### Goal
All the data below goes into the copy word for word, but the pictures don't.

#### Input

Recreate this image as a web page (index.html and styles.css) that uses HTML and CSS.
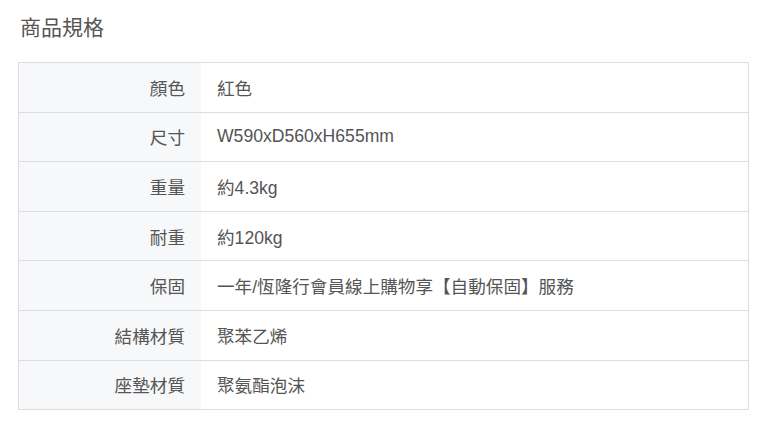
FILE: index.html
```html
<!DOCTYPE html>
<html lang="zh-Hant">
<head>
  <meta charset="UTF-8" />
  <meta name="viewport" content="width=device-width, initial-scale=1.0" />
  <title>商品規格</title>
  <link rel="stylesheet" href="styles.css">
</head>
<body>
<main>
  <h2 class="spec-title">商品規格</h2>
  <table class="spec-table">
    <tr><th>顏色</th><td>紅色</td></tr>
    <tr><th>尺寸</th><td>W590xD560xH655mm</td></tr>
    <tr><th>重量</th><td>約4.3kg</td></tr>
    <tr><th>耐重</th><td>約120kg</td></tr>
    <tr><th>保固</th><td>一年/恆隆行會員線上購物享【自動保固】服務</td></tr>
    <tr><th>結構材質</th><td>聚苯乙烯</td></tr>
    <tr><th>座墊材質</th><td>聚氨酯泡沫</td></tr>
  </table>
</main>
</body>
</html>
```

FILE: styles.css
```css
body {
  margin: 0;
  background: #fff;
  font-family: "Liberation Sans", Arial, "Noto Sans CJK TC", sans-serif;
  color: #555;
}

main {
  padding: 13px 21px 0 18px;
}

.spec-title {
  margin: 0 0 20px 2px;
  font-size: 21px;
  font-weight: normal;
  line-height: 29px;
  color: #555;
}

.spec-table {
  width: 731px;
  border-collapse: collapse;
  border: 1px solid #ddd;
  font-size: 17.6px;
}

.spec-table th,
.spec-table td {
  height: 48.6px;
  padding: 0 16px;
  border-top: 1px solid #ddd;
  vertical-align: middle;
}

.spec-table th {
  width: 150px;
  text-align: right;
  font-weight: normal;
  background: #f7f8fa;
  color: #555;
}

.spec-table td {
  text-align: left;
}
```
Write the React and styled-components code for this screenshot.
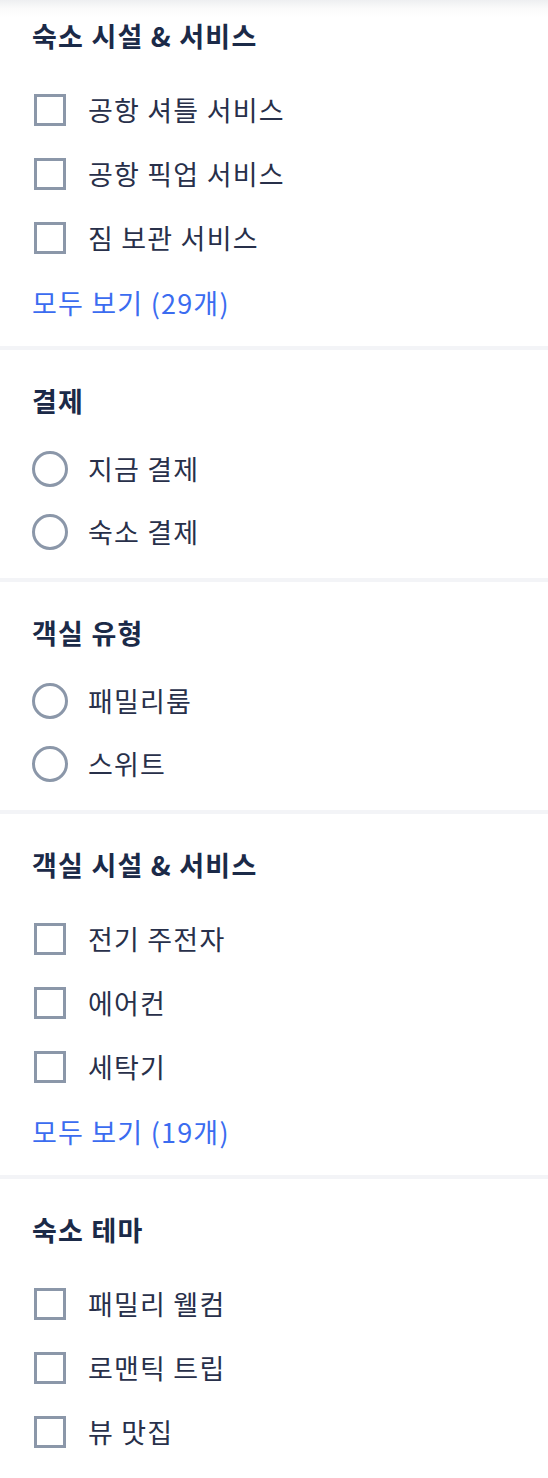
import React from "react";
import styled, { createGlobalStyle } from "styled-components";

const GlobalStyle = createGlobalStyle`
  * { box-sizing: border-box; }
  html, body { margin: 0; padding: 0; background: #ffffff; }
  body {
    font-family: "Noto Sans CJK KR", "Noto Sans", sans-serif;
    -webkit-font-smoothing: antialiased;
  }
`;

const Page = styled.div`
  width: 548px;
  background: linear-gradient(to bottom, #eeeff1 0px, #fafafa 8px, #ffffff 18px);
`;

const Section = styled.section`
  padding: ${(p) => (p.$first ? "18px" : "33px")} 32px ${(p) => (p.$radio ? "15px" : "12px")};
  border-bottom: ${(p) => (p.$last ? "none" : "4px solid #f3f4f7")};
`;

const Heading = styled.h3`
  margin: 0;
  height: 36px;
  line-height: 36px;
  font-size: 27px;
  letter-spacing: 1.2px;
  font-weight: 700;
  color: #1b2a48;
  white-space: nowrap;
`;

const List = styled.div`
  display: flex;
  flex-direction: column;
  margin-top: ${(p) => (p.$radio ? "18px" : "24px")};
`;

const Row = styled.label`
  display: flex;
  align-items: center;
  height: ${(p) => (p.$radio ? "63px" : "64px")};
  cursor: pointer;
`;

const IconBox = styled.span`
  width: 36px;
  height: 36px;
  display: flex;
  align-items: center;
  justify-content: center;
  flex: none;
`;

const Check = styled.span`
  width: 32px;
  height: 32px;
  border: 3px solid #8b97a9;
  background: #fff;
`;

const Radio = styled.span`
  width: 36px;
  height: 36px;
  border: 3px solid #8b97a9;
  border-radius: 50%;
  background: #fff;
`;

const Label = styled.span`
  margin-left: 20px;
  font-size: 27px;
  letter-spacing: 1.2px;
  line-height: 36px;
  font-weight: 400;
  color: #28304a;
  white-space: nowrap;
`;

const MoreLink = styled.a`
  display: flex;
  align-items: center;
  height: 64px;
  font-size: 27px;
  letter-spacing: 1.2px;
  color: #3b6cf0;
  text-decoration: none;
  white-space: nowrap;
`;

const sections = [
  {
    title: "숙소 시설 & 서비스",
    type: "check",
    items: ["공항 셔틀 서비스", "공항 픽업 서비스", "짐 보관 서비스"],
    more: "모두 보기 (29개)",
  },
  { title: "결제", type: "radio", items: ["지금 결제", "숙소 결제"] },
  { title: "객실 유형", type: "radio", items: ["패밀리룸", "스위트"] },
  {
    title: "객실 시설 & 서비스",
    type: "check",
    items: ["전기 주전자", "에어컨", "세탁기"],
    more: "모두 보기 (19개)",
  },
  { title: "숙소 테마", type: "check", items: ["패밀리 웰컴", "로맨틱 트립", "뷰 맛집"] },
];

export default function App() {
  return (
    <Page>
      <GlobalStyle />
      {sections.map((s, i) => {
        const radio = s.type === "radio";
        return (
          <Section key={s.title} $first={i === 0} $radio={radio} $last={i === sections.length - 1}>
            <Heading>{s.title}</Heading>
            <List $radio={radio}>
              {s.items.map((item) => (
                <Row key={item} $radio={radio}>
                  <IconBox>{radio ? <Radio /> : <Check />}</IconBox>
                  <Label>{item}</Label>
                </Row>
              ))}
              {s.more && <MoreLink href="#">{s.more}</MoreLink>}
            </List>
          </Section>
        );
      })}
    </Page>
  );
}
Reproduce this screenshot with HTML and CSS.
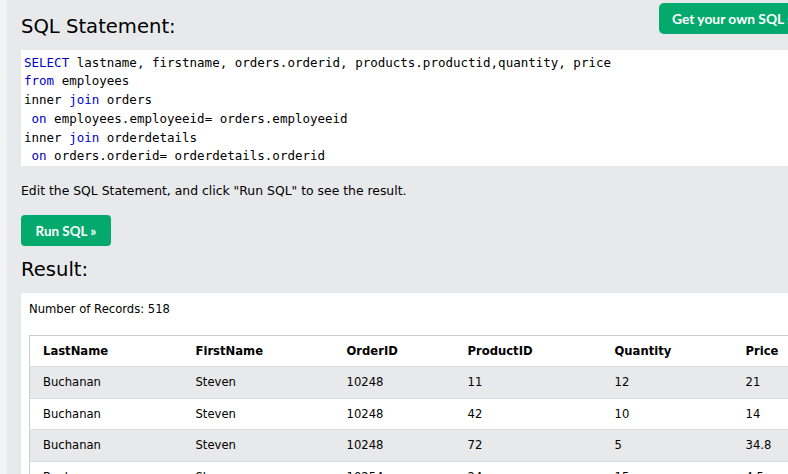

########

### Response below
Recreate this image as a web page (index.html and styles.css) that uses HTML and CSS.
FILE: index.html
```html
<!DOCTYPE html>
<html lang="zh-Hant">
<head>
  <meta charset="UTF-8" />
  <meta name="viewport" content="width=device-width, initial-scale=1.0" />
  <title>商品規格</title>
  <link rel="stylesheet" href="styles.css">
</head>
<body>
<main>
  <h2 class="spec-title">商品規格</h2>
  <table class="spec-table">
    <tr><th>顏色</th><td>紅色</td></tr>
    <tr><th>尺寸</th><td>W590xD560xH655mm</td></tr>
    <tr><th>重量</th><td>約4.3kg</td></tr>
    <tr><th>耐重</th><td>約120kg</td></tr>
    <tr><th>保固</th><td>一年/恆隆行會員線上購物享【自動保固】服務</td></tr>
    <tr><th>結構材質</th><td>聚苯乙烯</td></tr>
    <tr><th>座墊材質</th><td>聚氨酯泡沫</td></tr>
  </table>
</main>
</body>
</html>
```

FILE: styles.css
```css
body {
  margin: 0;
  background: #fff;
  font-family: "Liberation Sans", Arial, "Noto Sans CJK TC", sans-serif;
  color: #555;
}

main {
  padding: 13px 21px 0 18px;
}

.spec-title {
  margin: 0 0 20px 2px;
  font-size: 21px;
  font-weight: normal;
  line-height: 29px;
  color: #555;
}

.spec-table {
  width: 731px;
  border-collapse: collapse;
  border: 1px solid #ddd;
  font-size: 17.6px;
}

.spec-table th,
.spec-table td {
  height: 48.6px;
  padding: 0 16px;
  border-top: 1px solid #ddd;
  vertical-align: middle;
}

.spec-table th {
  width: 150px;
  text-align: right;
  font-weight: normal;
  background: #f7f8fa;
  color: #555;
}

.spec-table td {
  text-align: left;
}
```
Write the React and styled-components code for this screenshot.
import React from "react";
import styled, { createGlobalStyle } from "styled-components";

const GlobalStyle = createGlobalStyle`
  * { box-sizing: border-box; }
  html, body { margin: 0; padding: 0; background: #ffffff; }
  body {
    font-family: "Noto Sans CJK KR", "Noto Sans", sans-serif;
    -webkit-font-smoothing: antialiased;
  }
`;

const Page = styled.div`
  width: 548px;
  background: linear-gradient(to bottom, #eeeff1 0px, #fafafa 8px, #ffffff 18px);
`;

const Section = styled.section`
  padding: ${(p) => (p.$first ? "18px" : "33px")} 32px ${(p) => (p.$radio ? "15px" : "12px")};
  border-bottom: ${(p) => (p.$last ? "none" : "4px solid #f3f4f7")};
`;

const Heading = styled.h3`
  margin: 0;
  height: 36px;
  line-height: 36px;
  font-size: 27px;
  letter-spacing: 1.2px;
  font-weight: 700;
  color: #1b2a48;
  white-space: nowrap;
`;

const List = styled.div`
  display: flex;
  flex-direction: column;
  margin-top: ${(p) => (p.$radio ? "18px" : "24px")};
`;

const Row = styled.label`
  display: flex;
  align-items: center;
  height: ${(p) => (p.$radio ? "63px" : "64px")};
  cursor: pointer;
`;

const IconBox = styled.span`
  width: 36px;
  height: 36px;
  display: flex;
  align-items: center;
  justify-content: center;
  flex: none;
`;

const Check = styled.span`
  width: 32px;
  height: 32px;
  border: 3px solid #8b97a9;
  background: #fff;
`;

const Radio = styled.span`
  width: 36px;
  height: 36px;
  border: 3px solid #8b97a9;
  border-radius: 50%;
  background: #fff;
`;

const Label = styled.span`
  margin-left: 20px;
  font-size: 27px;
  letter-spacing: 1.2px;
  line-height: 36px;
  font-weight: 400;
  color: #28304a;
  white-space: nowrap;
`;

const MoreLink = styled.a`
  display: flex;
  align-items: center;
  height: 64px;
  font-size: 27px;
  letter-spacing: 1.2px;
  color: #3b6cf0;
  text-decoration: none;
  white-space: nowrap;
`;

const sections = [
  {
    title: "숙소 시설 & 서비스",
    type: "check",
    items: ["공항 셔틀 서비스", "공항 픽업 서비스", "짐 보관 서비스"],
    more: "모두 보기 (29개)",
  },
  { title: "결제", type: "radio", items: ["지금 결제", "숙소 결제"] },
  { title: "객실 유형", type: "radio", items: ["패밀리룸", "스위트"] },
  {
    title: "객실 시설 & 서비스",
    type: "check",
    items: ["전기 주전자", "에어컨", "세탁기"],
    more: "모두 보기 (19개)",
  },
  { title: "숙소 테마", type: "check", items: ["패밀리 웰컴", "로맨틱 트립", "뷰 맛집"] },
];

export default function App() {
  return (
    <Page>
      <GlobalStyle />
      {sections.map((s, i) => {
        const radio = s.type === "radio";
        return (
          <Section key={s.title} $first={i === 0} $radio={radio} $last={i === sections.length - 1}>
            <Heading>{s.title}</Heading>
            <List $radio={radio}>
              {s.items.map((item) => (
                <Row key={item} $radio={radio}>
                  <IconBox>{radio ? <Radio /> : <Check />}</IconBox>
                  <Label>{item}</Label>
                </Row>
              ))}
              {s.more && <MoreLink href="#">{s.more}</MoreLink>}
            </List>
          </Section>
        );
      })}
    </Page>
  );
}
Reproduce this screenshot with HTML and CSS.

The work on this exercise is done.